====== DATA SHOWN

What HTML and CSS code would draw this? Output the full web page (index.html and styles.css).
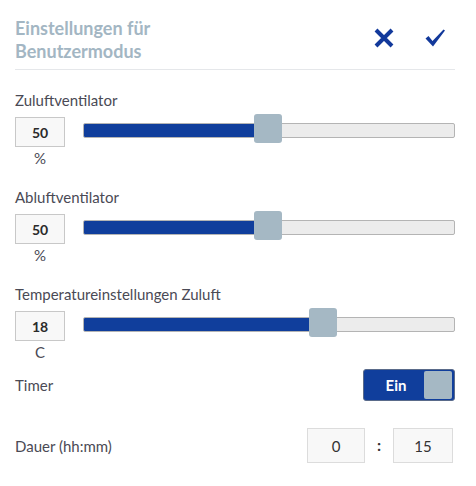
FILE: index.html
```html
<!DOCTYPE html>
<html lang="de">
<head>
<meta charset="utf-8">
<link rel="stylesheet" href="styles.css">
</head>
<body>
<div class="panel">
  <div class="header">
    <div class="title">Einstellungen für<br>Benutzermodus</div>
    <div class="actions">
      <svg class="icon" width="22" height="20" viewBox="0 0 22 20"><path d="M3 2 L19 18 M19 2 L3 18" stroke="#12399b" stroke-width="4" stroke-linecap="butt" fill="none"/></svg>
      <svg class="icon" width="22" height="20" viewBox="0 0 22 20"><path d="M1.5 10.5 L4.5 8 L8.5 13 L19.5 1.5 L21 2.5 L9 18.5 Z" fill="#12399b"/></svg>
    </div>
  </div>

  <div class="section">
    <div class="label">Zuluftventilator</div>
    <div class="row">
      <div class="valuecol">
        <div class="valuebox">50</div>
        <div class="unit">%</div>
      </div>
      <div class="slider">
        <div class="track"><div class="fill" style="width:50%"></div></div>
        <div class="thumb" style="left:calc((100% - 28px) * 0.497)"></div>
      </div>
    </div>
  </div>

  <div class="section">
    <div class="label">Abluftventilator</div>
    <div class="row">
      <div class="valuecol">
        <div class="valuebox">50</div>
        <div class="unit">%</div>
      </div>
      <div class="slider">
        <div class="track"><div class="fill" style="width:50%"></div></div>
        <div class="thumb" style="left:calc((100% - 28px) * 0.497)"></div>
      </div>
    </div>
  </div>

  <div class="section">
    <div class="label">Temperatureinstellungen Zuluft</div>
    <div class="row">
      <div class="valuecol">
        <div class="valuebox">18</div>
        <div class="unit">C</div>
      </div>
      <div class="slider">
        <div class="track"><div class="fill" style="width:66%"></div></div>
        <div class="thumb" style="left:calc((100% - 28px) * 0.657)"></div>
      </div>
    </div>
  </div>

  <div class="line timer">
    <div class="label2">Timer</div>
    <div class="toggle">
      <span class="toggletext">Ein</span>
      <span class="knob"></span>
    </div>
  </div>

  <div class="line duration">
    <div class="label2">Dauer (hh:mm)</div>
    <div class="time">
      <div class="timebox small">0</div>
      <div class="colon">:</div>
      <div class="timebox">15</div>
    </div>
  </div>
</div>
</body>
</html>
```

FILE: styles.css
```css
html, body {
  margin: 0;
  padding: 0;
  background: #ffffff;
}
body {
  font-family: "Source Sans Pro", Lato, "Open Sans", sans-serif;
  color: #4a4a55;
}
.panel {
  width: 440px;
  padding: 0 21px 0 15px;
}
.header {
  display: flex;
  justify-content: space-between;
  align-items: center;
  padding: 17px 0 6px;
  border-bottom: 1px solid #e5e7ea;
}
.title {
  font-size: 18px;
  font-weight: 700;
  line-height: 23px;
  color: #a3b6c3;
}
.actions {
  display: flex;
  gap: 29px;
  padding-right: 9px;
  margin-top: -4px;
}
.icon {
  display: block;
}
.section {
  padding-top: 21px;
  height: 76px;
}
.label {
  font-size: 15px;
  line-height: 18px;
  margin-bottom: 8px;
}
.row {
  display: flex;
  align-items: flex-start;
  gap: 18px;
}
.valuecol {
  width: 50px;
  display: flex;
  flex-direction: column;
  align-items: center;
}
.valuebox {
  box-sizing: border-box;
  width: 50px;
  height: 30px;
  border: 1px solid #c8c8c8;
  background: #f8f8f8;
  font-weight: 700;
  font-size: 14px;
  color: #2b2b2b;
  display: flex;
  align-items: center;
  justify-content: center;
}
.unit {
  font-size: 15px;
  line-height: 18px;
  margin-top: 2px;
}
.slider {
  position: relative;
  flex: 1;
  height: 30px;
}
.track {
  box-sizing: border-box;
  margin-top: 6px;
  height: 15px;
  border: 1px solid #b4b4b4;
  border-radius: 2px;
  background: #ececec;
  overflow: hidden;
}
.fill {
  height: 100%;
  background: #103e9c;
}
.thumb {
  position: absolute;
  top: -3px;
  width: 28px;
  height: 29px;
  border-radius: 3px;
  background: #a5b8c4;
}
.line {
  display: flex;
  justify-content: space-between;
  align-items: center;
}
.timer {
  margin-top: 8px;
  height: 32px;
}
.duration {
  margin-top: 27px;
  height: 35px;
}
.label2 {
  font-size: 15px;
}
.toggle {
  box-sizing: border-box;
  width: 92px;
  height: 32px;
  background: #103e9c;
  border: 1px solid #5a6b8a;
  border-radius: 3px;
  display: flex;
  align-items: center;
  padding: 1px 2px 1px 0;
}
.toggletext {
  flex: 1;
  text-align: center;
  color: #ffffff;
  font-weight: 700;
  font-size: 15px;
  padding-left: 4px;
}
.knob {
  width: 28px;
  height: 28px;
  border-radius: 2px;
  background: #a5b8c4;
}
.time {
  display: flex;
  align-items: center;
  padding-right: 2px;
}
.timebox {
  box-sizing: border-box;
  width: 60px;
  height: 35px;
  border: 1px solid #dcdcdc;
  background: #f8f8f8;
  font-size: 15px;
  color: #333;
  display: flex;
  align-items: center;
  justify-content: center;
}
.timebox.small {
  width: 58px;
}
.colon {
  width: 28px;
  text-align: center;
  font-weight: 700;
  font-size: 16px;
  color: #333;
  margin-top: -3px;
}
```
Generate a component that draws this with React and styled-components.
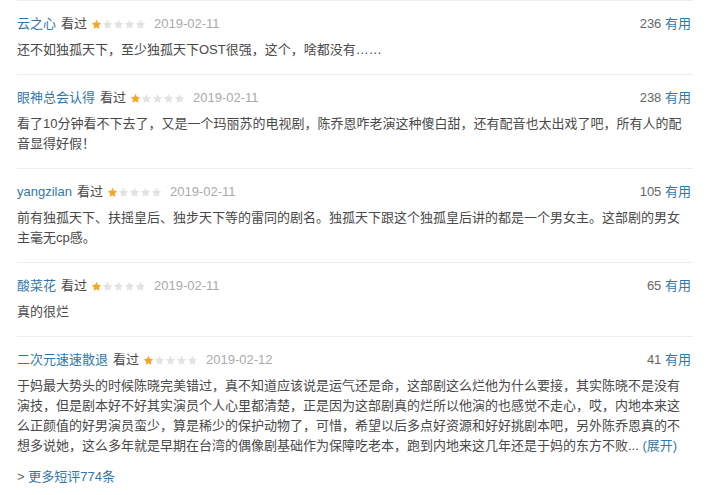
import styled, { createGlobalStyle } from 'styled-components'

const comments = [
    { name: '云之心', date: '2019-02-11', votes: 236, text: '还不如独孤天下，至少独孤天下OST很强，这个，啥都没有……' },
    { name: '眼神总会认得', date: '2019-02-11', votes: 238, text: '看了10分钟看不下去了，又是一个玛丽苏的电视剧，陈乔恩咋老演这种傻白甜，还有配音也太出戏了吧，所有人的配音显得好假！' },
    { name: 'yangzilan', date: '2019-02-11', votes: 105, text: '前有独孤天下、扶摇皇后、独步天下等的雷同的剧名。独孤天下跟这个独孤皇后讲的都是一个男女主。这部剧的男女主毫无cp感。' },
    { name: '酸菜花', date: '2019-02-11', votes: 65, text: '真的很烂' },
    { name: '二次元速速散退', date: '2019-02-12', votes: 41, text: '于妈最大势头的时候陈晓完美错过，真不知道应该说是运气还是命，这部剧这么烂他为什么要接，其实陈晓不是没有演技，但是剧本好不好其实演员个人心里都清楚，正是因为这部剧真的烂所以他演的也感觉不走心，哎，内地本来这么正颜值的好男演员蛮少，算是稀少的保护动物了，可惜，希望以后多点好资源和好好挑剧本吧，另外陈乔恩真的不想多说她，这么多年就是早期在台湾的偶像剧基础作为保障吃老本，跑到内地来这几年还是于妈的东方不败...', more: true },
]

function Stars({ rating }) {
    return (
        <StarRow>
            {[0, 1, 2, 3, 4].map(i => (
                <svg key={i} width="11" height="11" viewBox="0 0 24 24">
                    <path d="M12 1.8l3.1 6.6 7.2.9-5.3 5 1.4 7.1L12 17.9l-6.4 3.5 1.4-7.1-5.3-5 7.2-.9z" fill={i < rating ? '#f5a623' : '#e3e3e3'} />
                </svg>
            ))}
        </StarRow>
    )
}

export default function App() {
    return (
        <>
            <GlobalStyle />
            <List>
                {comments.map((c, index) => (
                    <Item key={index} last={index === comments.length - 1}>
                        <Header>
                            <Info>
                                <Name>{c.name}</Name>
                                <Status>看过</Status>
                                <Stars rating={1} />
                                <Time>{c.date}</Time>
                            </Info>
                            <Votes>{c.votes} <span>有用</span></Votes>
                        </Header>
                        <Text>
                            {c.text}
                            {c.more && <Expand> (展开)</Expand>}
                        </Text>
                    </Item>
                ))}
                <More>&gt; <span>更多短评774条</span></More>
            </List>
        </>
    )
}

const GlobalStyle = createGlobalStyle`
    body {
        margin: 0;
        background: #ffffff;
        font-family: 'Liberation Sans', 'Noto Sans CJK SC', sans-serif;
        font-size: 13px;
    }
`

const List = styled.div`
    width: 676px;
    margin-left: 17px;
    border-top: 1px solid #ececec;
`

const Item = styled.div`
    padding: ${props => props.last ? '13px 0 11px' : '13px 0 14px'};
    border-bottom: ${props => props.last ? 'none' : '1px solid #ececec'};
`

const Header = styled.div`
    display: flex;
    align-items: center;
    justify-content: space-between;
    height: 20px;
    line-height: 20px;
    padding-right: 2px;
`

const Info = styled.div`
    display: flex;
    align-items: center;
`

const Name = styled.span`
    color: #3377aa;
`

const Status = styled.span`
    color: #494949;
    margin-left: 5px;
`

const StarRow = styled.span`
    display: flex;
    margin-left: 4px;
    svg {
        display: block;
    }
`

const Time = styled.span`
    color: #aaaaaa;
    margin-left: 8px;
`

const Votes = styled.span`
    color: #666666;
    span {
        color: #3377aa;
    }
`

const Text = styled.p`
    margin: 6px 0 0;
    width: 670px;
    line-height: 20px;
    color: #494949;
`

const Expand = styled.span`
    color: #3377aa;
`

const More = styled.div`
    line-height: 20px;
    color: #666666;
    span {
        color: #3377aa;
    }
`
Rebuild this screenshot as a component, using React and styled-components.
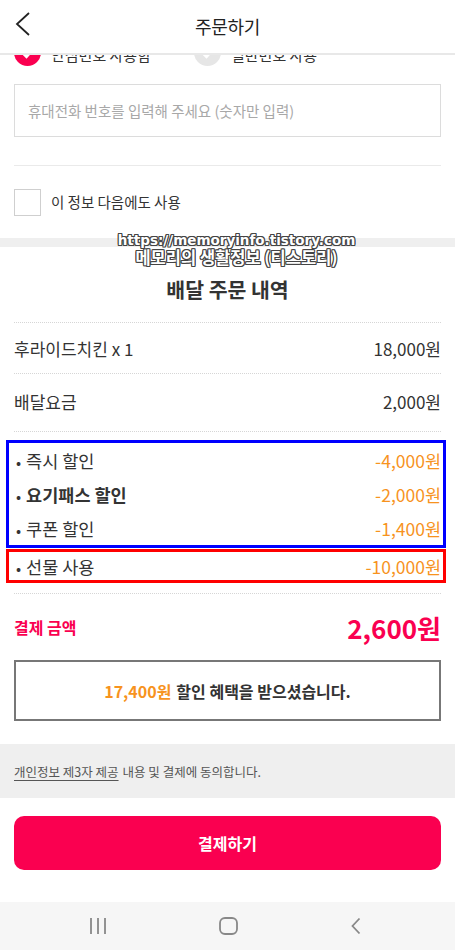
import styled, { createGlobalStyle } from "styled-components";

const PINK = "#fa0050";
const ORANGE = "#f7931e";

const orderItems = [
  { label: "후라이드치킨 x 1", price: "18,000원" },
  { label: "배달요금", price: "2,000원", tall: true },
];

const discounts = [
  { label: "즉시 할인", amount: "-4,000원" },
  { label: "요기패스 할인", amount: "-2,000원", bold: true },
  { label: "쿠폰 할인", amount: "-1,400원" },
];

function App() {
  return (
    <Page>
      <GlobalStyle />
      <Header>
        <BackButton aria-label="뒤로">
          <svg width="16" height="24" viewBox="0 0 16 24">
            <path d="M14 1 L2 12 L14 23" fill="none" stroke="#222" strokeWidth="1.8" />
          </svg>
        </BackButton>
        <Title>주문하기</Title>
      </Header>

      <Scroller>
        <Content>
          <RadioRow>
            <RadioOption>
              <RadioDot checked>
                <svg width="14" height="12" viewBox="0 0 14 12">
                  <path d="M1.5 6 L5.5 10 L12.5 2" fill="none" stroke="#fff" strokeWidth="2.4" />
                </svg>
              </RadioDot>
              <RadioLabel>안심번호 사용함</RadioLabel>
            </RadioOption>
            <RadioOption>
              <RadioDot>
                <svg width="14" height="12" viewBox="0 0 14 12">
                  <path d="M1.5 6 L5.5 10 L12.5 2" fill="none" stroke="#fff" strokeWidth="2.4" />
                </svg>
              </RadioDot>
              <RadioLabel>일반번호 사용</RadioLabel>
            </RadioOption>
          </RadioRow>

          <PhoneInput placeholder="휴대전화 번호를 입력해 주세요 (숫자만 입력)" />
          <Divider />

          <CheckRow>
            <CheckBox />
            <CheckLabel>이 정보 다음에도 사용</CheckLabel>
          </CheckRow>
        </Content>

        <SectionGap />

        <Content>
          <SectionTitle>배달 주문 내역</SectionTitle>
          <DottedLine />
          {orderItems.map((item) => (
            <div key={item.label}>
              <ItemRow tall={item.tall}>
                <span>{item.label}</span>
                <span>{item.price}</span>
              </ItemRow>
              <DottedLine />
            </div>
          ))}

          <MarkBox color="#0000ff" top="8px">
            {discounts.map((d) => (
              <DiscountRow key={d.label} height="34px">
                <DiscountLabel bold={d.bold}>
                  <Bullet>•</Bullet>
                  {d.label}
                </DiscountLabel>
                <Amount>{d.amount}</Amount>
              </DiscountRow>
            ))}
          </MarkBox>
          <MarkBox color="#ff0000" top="1px">
            <DiscountRow height="28px">
              <DiscountLabel>
                <Bullet>•</Bullet>
                선물 사용
              </DiscountLabel>
              <Amount>-10,000원</Amount>
            </DiscountRow>
          </MarkBox>

          <DottedLine style={{ marginTop: 10 }} />
          <TotalRow>
            <TotalLabel>결제 금액</TotalLabel>
            <TotalPrice>2,600원</TotalPrice>
          </TotalRow>

          <BenefitBox>
            <Orange>17,400원</Orange> 할인 혜택을 받으셨습니다.
          </BenefitBox>
        </Content>

        <AgreeBand>
          <Underline>개인정보 제3자 제공</Underline> 내용 및 결제에 동의합니다.
        </AgreeBand>

        <Content>
          <PayButton>결제하기</PayButton>
        </Content>
      </Scroller>

      <NavBar>
        <svg width="18" height="18" viewBox="0 0 18 18">
          <path d="M2 1v16M9 1v16M16 1v16" stroke="#888" strokeWidth="1.8" />
        </svg>
        <svg width="19" height="18" viewBox="0 0 19 18">
          <rect x="1" y="1" width="17" height="16" rx="5" fill="none" stroke="#888" strokeWidth="1.8" />
        </svg>
        <svg width="12" height="18" viewBox="0 0 12 18">
          <path d="M9.5 1.5 L2.5 9 L9.5 16.5" fill="none" stroke="#888" strokeWidth="1.8" />
        </svg>
      </NavBar>

      <Watermark>
        <WatermarkLine>https://memoryinfo.tistory.com</WatermarkLine>
        <WatermarkLine korean>메모리의 생활정보 (티스토리)</WatermarkLine>
      </Watermark>
    </Page>
  );
}

const GlobalStyle = createGlobalStyle`
  * { box-sizing: border-box; }
  html, body { margin: 0; padding: 0; background: #fff; }
  body {
    font-family: "Noto Sans CJK KR", "Noto Sans", sans-serif;
    color: #333;
  }
`;

const Page = styled.div`
  position: relative;
  width: 455px;
  height: 950px;
  display: flex;
  flex-direction: column;
  overflow: hidden;
  background: #fff;
`;

const Header = styled.header`
  position: relative;
  z-index: 2;
  height: 55px;
  flex-shrink: 0;
  display: flex;
  align-items: center;
  justify-content: center;
  background: #fff;
  border-bottom: 2px solid #e8e8e8;
`;

const BackButton = styled.button`
  position: absolute;
  left: 15px;
  top: 12px;
  border: 0;
  padding: 0;
  background: none;
  display: flex;
`;

const Title = styled.h1`
  margin: 0 0 2px;
  font-size: 18px;
  font-weight: 400;
  color: #222;
  letter-spacing: -0.3px;
`;

const Scroller = styled.main`
  flex: 1;
  overflow: hidden;
`;

const Content = styled.div`
  padding: 0 14px;
  display: flex;
  flex-direction: column;
`;

const RadioRow = styled.div`
  margin-top: -16px;
  height: 27px;
  display: flex;
`;

const RadioOption = styled.div`
  width: 180px;
  display: flex;
  align-items: center;
  gap: 10px;
`;

const RadioDot = styled.span`
  width: 27px;
  height: 27px;
  border-radius: 50%;
  background: ${(p) => (p.checked ? PINK : "#e6e6e6")};
  display: flex;
  align-items: center;
  justify-content: center;
`;

const RadioLabel = styled.span`
  font-size: 15px;
  line-height: 1;
  padding-top: 4px;
  color: #333;
`;

const PhoneInput = styled.input`
  margin-top: 18px;
  height: 53px;
  border: 1px solid #dcdcdc;
  padding: 0 13px;
  font-family: inherit;
  font-size: 14.5px;
  color: #333;
  outline: none;
  &::placeholder {
    color: #a8a8a8;
  }
`;

const Divider = styled.hr`
  margin: 28px 0 0;
  border: 0;
  border-top: 1px solid #eaeaea;
`;

const CheckRow = styled.label`
  margin-top: 23px;
  display: flex;
  align-items: center;
  gap: 10px;
`;

const CheckBox = styled.span`
  width: 27px;
  height: 27px;
  border: 1px solid #cfcfcf;
  background: #fff;
`;

const CheckLabel = styled.span`
  font-size: 14.5px;
  color: #333;
  line-height: 1;
`;

const SectionGap = styled.div`
  margin-top: 22px;
  height: 9px;
  background: #efefef;
`;

const SectionTitle = styled.h2`
  margin: 28px 0 19px;
  text-align: center;
  font-size: 20.5px;
  line-height: 28px;
  font-weight: 700;
  color: #333;
`;

const DottedLine = styled.div`
  border-top: 1px dotted #d6d6d6;
`;

const ItemRow = styled.div`
  height: ${(p) => (p.tall ? "57px" : "50px")};
  padding-bottom: ${(p) => (p.tall ? "2px" : "0")};
  display: flex;
  align-items: center;
  justify-content: space-between;
  font-size: 17px;
  color: #333;
`;

const MarkBox = styled.div`
  margin: ${(p) => p.top} -5px 0 -8px;
  padding: 0 2px 0 7px;
  border: 3px solid ${(p) => p.color};
`;

const DiscountRow = styled.div`
  height: ${(p) => p.height};
  display: flex;
  align-items: center;
  justify-content: space-between;
  font-size: 17.5px;
`;

const DiscountLabel = styled.span`
  color: #333;
  font-weight: ${(p) => (p.bold ? 700 : 400)};
`;

const Bullet = styled.span`
  font-weight: 400;
  font-size: 15px;
  margin-right: 5px;
`;

const Amount = styled.span`
  color: ${ORANGE};
`;

const TotalRow = styled.div`
  height: 66px;
  display: flex;
  align-items: center;
  justify-content: space-between;
`;

const TotalLabel = styled.span`
  color: ${PINK};
  font-size: 16px;
  font-weight: 700;
`;

const TotalPrice = styled.span`
  color: ${PINK};
  font-size: 26px;
  font-weight: 700;
`;

const BenefitBox = styled.div`
  height: 61px;
  border: 2px solid #777;
  display: flex;
  align-items: center;
  justify-content: center;
  gap: 5px;
  font-size: 16px;
  font-weight: 700;
  color: #333;
`;

const Orange = styled.span`
  color: ${ORANGE};
`;

const AgreeBand = styled.div`
  margin-top: 23px;
  height: 54px;
  padding: 0 14px;
  display: flex;
  align-items: center;
  gap: 4px;
  background: #efefef;
  font-size: 12.5px;
  color: #555;
`;

const Underline = styled.span`
  text-decoration: underline;
  text-underline-offset: 3px;
`;

const PayButton = styled.button`
  margin-top: 18px;
  height: 54px;
  border: 0;
  border-radius: 10px;
  background: ${PINK};
  color: #fff;
  font-family: inherit;
  font-size: 16px;
  font-weight: 700;
`;

const NavBar = styled.nav`
  height: 48px;
  flex-shrink: 0;
  background: #f6f6f6;
  display: flex;
  align-items: center;
  gap: 112px;
  padding-left: 89px;
`;

const Watermark = styled.div`
  position: absolute;
  left: 18px;
  right: 0;
  top: 232px;
  z-index: 3;
  display: flex;
  flex-direction: column;
  align-items: center;
  color: #fff;
  text-shadow: -1px -1px 0 #444, 1px -1px 0 #444, -1px 1px 0 #444, 1px 1px 0 #444,
    0 1px 0 #444, 0 -1px 0 #444, 1px 0 0 #444, -1px 0 0 #444;
`;

const WatermarkLine = styled.div`
  font-family: ${(p) =>
    p.korean ? '"Noto Sans CJK KR", sans-serif' : '"DejaVu Sans", sans-serif'};
  font-weight: 700;
  font-size: ${(p) => (p.korean ? "16.5px" : "13.5px")};
  line-height: ${(p) => (p.korean ? "18px" : "16px")};
`;

export default App;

============

• GIVEN EXERCISE
Begin with the line that contains "Rebuild this screenshot", end with the line that contains "<SectionGap />", and set down every line in that range exactly as it stands, minus the pictures.

• THE RESPONSE
Rebuild this screenshot as a component, using React and styled-components.
import styled, { createGlobalStyle } from "styled-components";

const PINK = "#fa0050";
const ORANGE = "#f7931e";

const orderItems = [
  { label: "후라이드치킨 x 1", price: "18,000원" },
  { label: "배달요금", price: "2,000원", tall: true },
];

const discounts = [
  { label: "즉시 할인", amount: "-4,000원" },
  { label: "요기패스 할인", amount: "-2,000원", bold: true },
  { label: "쿠폰 할인", amount: "-1,400원" },
];

function App() {
  return (
    <Page>
      <GlobalStyle />
      <Header>
        <BackButton aria-label="뒤로">
          <svg width="16" height="24" viewBox="0 0 16 24">
            <path d="M14 1 L2 12 L14 23" fill="none" stroke="#222" strokeWidth="1.8" />
          </svg>
        </BackButton>
        <Title>주문하기</Title>
      </Header>

      <Scroller>
        <Content>
          <RadioRow>
            <RadioOption>
              <RadioDot checked>
                <svg width="14" height="12" viewBox="0 0 14 12">
                  <path d="M1.5 6 L5.5 10 L12.5 2" fill="none" stroke="#fff" strokeWidth="2.4" />
                </svg>
              </RadioDot>
              <RadioLabel>안심번호 사용함</RadioLabel>
            </RadioOption>
            <RadioOption>
              <RadioDot>
                <svg width="14" height="12" viewBox="0 0 14 12">
                  <path d="M1.5 6 L5.5 10 L12.5 2" fill="none" stroke="#fff" strokeWidth="2.4" />
                </svg>
              </RadioDot>
              <RadioLabel>일반번호 사용</RadioLabel>
            </RadioOption>
          </RadioRow>

          <PhoneInput placeholder="휴대전화 번호를 입력해 주세요 (숫자만 입력)" />
          <Divider />

          <CheckRow>
            <CheckBox />
            <CheckLabel>이 정보 다음에도 사용</CheckLabel>
          </CheckRow>
        </Content>

        <SectionGap />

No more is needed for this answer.